### JOB
Print the material below exactly as it stands, please, from its first line to the line holding "const values = [72, 112, 166];", with no pictures.

### DATASET ROWS
--- Start ---

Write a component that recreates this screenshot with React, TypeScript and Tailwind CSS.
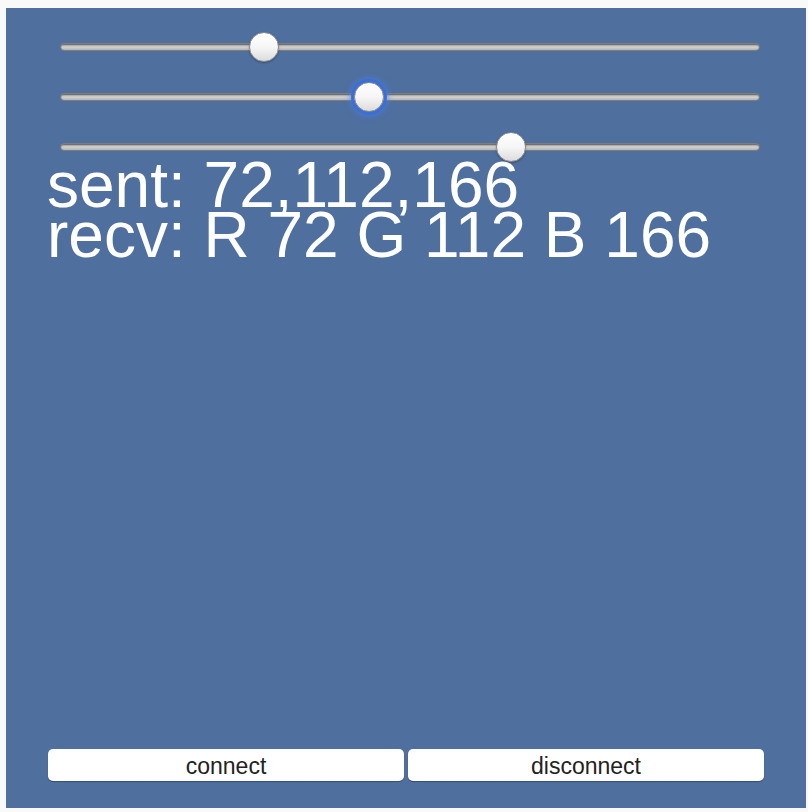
import React from "react";

const values = [72, 112, 166];

function Slider({ value, focused }: { value: number; focused?: boolean }) {
  const left = (value / 255) * (700 - 30);
  return (
    <div className="relative flex h-[50px] w-[700px] items-center">
      <div className="h-[8px] w-full rounded-full border border-[#7d7d7d] bg-gradient-to-b from-[#9a9a9a] via-[#d2d2d2] to-[#b4b4b4] shadow-[inset_0_1px_1px_rgba(0,0,0,0.35)]" />
      <div
        className={`absolute top-[10px] h-[30px] w-[30px] rounded-full border border-[#8a8a8a] bg-gradient-to-b from-[#ffffff] via-[#f6f6f6] to-[#dcdcdc] ${
          focused ? "shadow-[0_0_0_3px_#3b6fd8,0_0_5px_5px_rgba(70,130,240,0.5)]" : "shadow-[0_1px_2px_rgba(0,0,0,0.3)]"
        }`}
        style={{ left }}
      />
    </div>
  );
}

export default function App() {
  return (
    <div className="min-h-[812px] bg-[#f9f9f9] pl-[6px] pt-[8px]">
      <div
        className="flex h-[800px] w-[800px] flex-col bg-[#4f6f9f]"
        style={{ fontFamily: '"Liberation Sans", Arial, sans-serif' }}
      >
        <div className="flex flex-col pl-[54px] pt-[14px]">
          <Slider value={values[0]} />
          <Slider value={values[1]} focused />
          <Slider value={values[2]} />
        </div>

        <div className="-mt-[12px] pl-[41px] text-[64px] leading-[50px] text-white">
          <div>sent: {values.join(",")}</div>
          <div>
            recv: R {values[0]} G {values[1]} B {values[2]}
          </div>
        </div>

        <div className="mt-auto flex gap-[4px] px-[42px] pb-[27px]">
          <button className="h-[32px] flex-1 rounded-[5px] bg-white pt-[2px] text-[23px] leading-none text-[#222] shadow-[0_1px_1px_rgba(0,0,0,0.3)]">
            connect
          </button>
          <button className="h-[32px] flex-1 rounded-[5px] bg-white pt-[2px] text-[23px] leading-none text-[#222] shadow-[0_1px_1px_rgba(0,0,0,0.3)]">
            disconnect
          </button>
        </div>
      </div>
    </div>
  );
}
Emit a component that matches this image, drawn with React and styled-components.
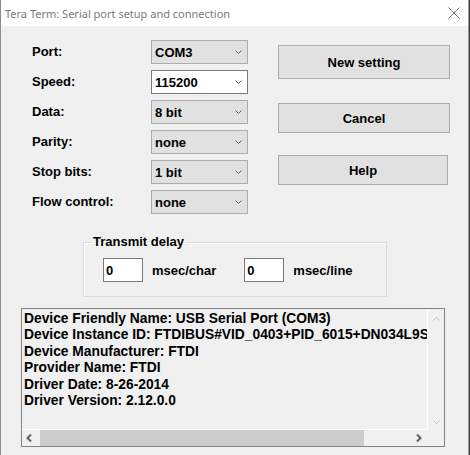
import styled, { createGlobalStyle } from 'styled-components';

const GlobalStyle = createGlobalStyle`
  html, body {
    margin: 0;
    padding: 0;
    background: #3c3c3c;
  }
  * {
    box-sizing: border-box;
  }
`;

const Window = styled.div`
  width: 469px;
  height: 455px;
  background: #f0f0f0;
  border-left: 1px solid #8c8c8c;
  border-right: 1px solid #9c9c9c;
  display: flex;
  flex-direction: column;
  font-family: "Liberation Sans", Arial, sans-serif;
  font-weight: bold;
  font-size: 13px;
  color: #000;
`;

const TitleBar = styled.div`
  height: 26px;
  background: #fff;
  display: flex;
  align-items: center;
  justify-content: space-between;
  padding: 0 8px 0 4px;
  font-family: "Noto Sans", sans-serif;
  font-weight: normal;
  font-size: 11px;
  color: #7a7a7a;
`;

const Top = styled.div`
  display: flex;
  padding: 14px 0 0 31px;
`;

const Form = styled.div`
  display: grid;
  grid-template-columns: 119px 97px;
  grid-auto-rows: 24px;
  row-gap: 6px;
  align-items: center;
`;

const Label = styled.div`
  line-height: 16px;
`;

const Combo = styled.div`
  height: 24px;
  display: flex;
  align-items: center;
  justify-content: space-between;
  padding: 0 5px 0 3px;
  background: ${p => (p.$editable ? '#fff' : '#e1e1e1')};
  border: 1px solid ${p => (p.$editable ? '#7a7a7a' : '#adadad')};
`;

const Buttons = styled.div`
  display: flex;
  flex-direction: column;
  align-items: flex-start;
  margin-left: 30px;
  padding-top: 5px;
`;

const Button = styled.button`
  width: ${p => p.$w || 172}px;
  height: ${p => p.$h || 30}px;
  margin-top: ${p => p.$mt || 0}px;
  background: #e1e1e1;
  border: 1px solid #adadad;
  font: inherit;
  color: #000;
  padding: 0;
`;

const Group = styled.fieldset`
  margin: 20px 0 0 82px;
  width: 304px;
  padding: 0 0 14px 19px;
  border: 1px solid #dcdcdc;
  box-shadow: inset 1px 1px 0 #fff;
`;

const Legend = styled.legend`
  margin-left: -12px;
  padding: 0 2px;
  line-height: 16px;
`;

const DelayRow = styled.div`
  display: flex;
  align-items: center;
  margin-top: 8px;
`;

const NumInput = styled.input`
  width: 40px;
  height: 24px;
  border: 1px solid #7a7a7a;
  background: #fff;
  font: inherit;
  color: #000;
  padding: 0 0 0 2px;
  margin-right: ${p => p.$mr || 9}px;
  outline: none;
`;

const Unit = styled.span`
  margin-right: ${p => p.$mr || 0}px;
`;

const InfoBox = styled.div`
  margin: 11px 0 0 20px;
  width: 424px;
  height: 139px;
  border: 1px solid #828282;
  display: grid;
  grid-template-columns: 1fr 16px;
  grid-template-rows: 1fr 16px;
`;

const InfoText = styled.div`
  padding: 2px 0 0 2px;
  font-size: 13.8px;
  line-height: 16.4px;
  white-space: nowrap;
  overflow: hidden;
  border-right: 1px solid #fff;
  border-bottom: 1px solid #fff;
`;

const VScroll = styled.div`
  display: flex;
  flex-direction: column;
  justify-content: space-between;
  align-items: center;
  padding: 8px 0 6px;
`;

const HScroll = styled.div`
  display: flex;
  align-items: center;
  padding: 0 6px 0 4px;
`;

const Thumb = styled.div`
  width: 324px;
  height: 16px;
  margin-left: 8px;
  background: #cdcdcd;
`;

const Spacer = styled.div`
  flex: 1;
`;

const Chevron = ({ dir = 'down', color = '#606060' }) => {
  const d = {
    down: 'M0.5 0.5 L3.5 3.5 L6.5 0.5',
    up: 'M0.5 3.5 L3.5 0.5 L6.5 3.5',
  }[dir];
  return (
    <svg width="7" height="4" viewBox="0 0 7 4">
      <path d={d} fill="none" stroke={color} strokeWidth="1" />
    </svg>
  );
};

const Arrow = ({ dir }) => (
  <svg width="6" height="8" viewBox="0 0 6 8">
    <path
      d={dir === 'left' ? 'M5 0.5 L1.5 4 L5 7.5' : 'M1 0.5 L4.5 4 L1 7.5'}
      fill="none"
      stroke="#606060"
      strokeWidth="2"
    />
  </svg>
);

const fields = [
  { label: 'Port:', value: 'COM3' },
  { label: 'Speed:', value: '115200', editable: true },
  { label: 'Data:', value: '8 bit' },
  { label: 'Parity:', value: 'none' },
  { label: 'Stop bits:', value: '1 bit' },
  { label: 'Flow control:', value: 'none' },
];

const info = [
  'Device Friendly Name: USB Serial Port (COM3)',
  'Device Instance ID: FTDIBUS#VID_0403+PID_6015+DN034L9SA\\0000',
  'Device Manufacturer: FTDI',
  'Provider Name: FTDI',
  'Driver Date: 8-26-2014',
  'Driver Version: 2.12.0.0',
];

export default function App() {
  return (
    <>
      <GlobalStyle />
      <Window>
        <TitleBar>
          <span>Tera Term: Serial port setup and connection</span>
          <svg width="12" height="12" viewBox="0 0 12 12">
            <path d="M0.5 0.5 L11.5 11.5 M11.5 0.5 L0.5 11.5" stroke="#7a7a7a" strokeWidth="1" />
          </svg>
        </TitleBar>
        <Top>
          <Form>
            {fields.map(f => [
              <Label key={f.label}>{f.label}</Label>,
              <Combo key={f.label + 'c'} $editable={f.editable}>
                <span>{f.value}</span>
                <Chevron />
              </Combo>,
            ])}
          </Form>
          <Buttons>
            <Button $h={34}>New setting</Button>
            <Button $mt={24}>Cancel</Button>
            <Button $mt={22} $w={170}>Help</Button>
          </Buttons>
        </Top>
        <Group>
          <Legend>Transmit delay</Legend>
          <DelayRow>
            <NumInput readOnly value="0" />
            <Unit $mr={28}>msec/char</Unit>
            <NumInput readOnly value="0" />
            <Unit>msec/line</Unit>
          </DelayRow>
        </Group>
        <InfoBox>
          <InfoText>
            {info.map(line => (
              <div key={line}>{line}</div>
            ))}
          </InfoText>
          <VScroll>
            <Chevron dir="up" color="#c0c0c0" />
            <Chevron color="#c0c0c0" />
          </VScroll>
          <HScroll>
            <Arrow dir="left" />
            <Thumb />
            <Spacer />
            <Arrow dir="right" />
          </HScroll>
          <div />
        </InfoBox>
      </Window>
    </>
  );
}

--- End ---

### OUTPUT
Write a component that recreates this screenshot with React, TypeScript and Tailwind CSS.
import React from "react";

const values = [72, 112, 166];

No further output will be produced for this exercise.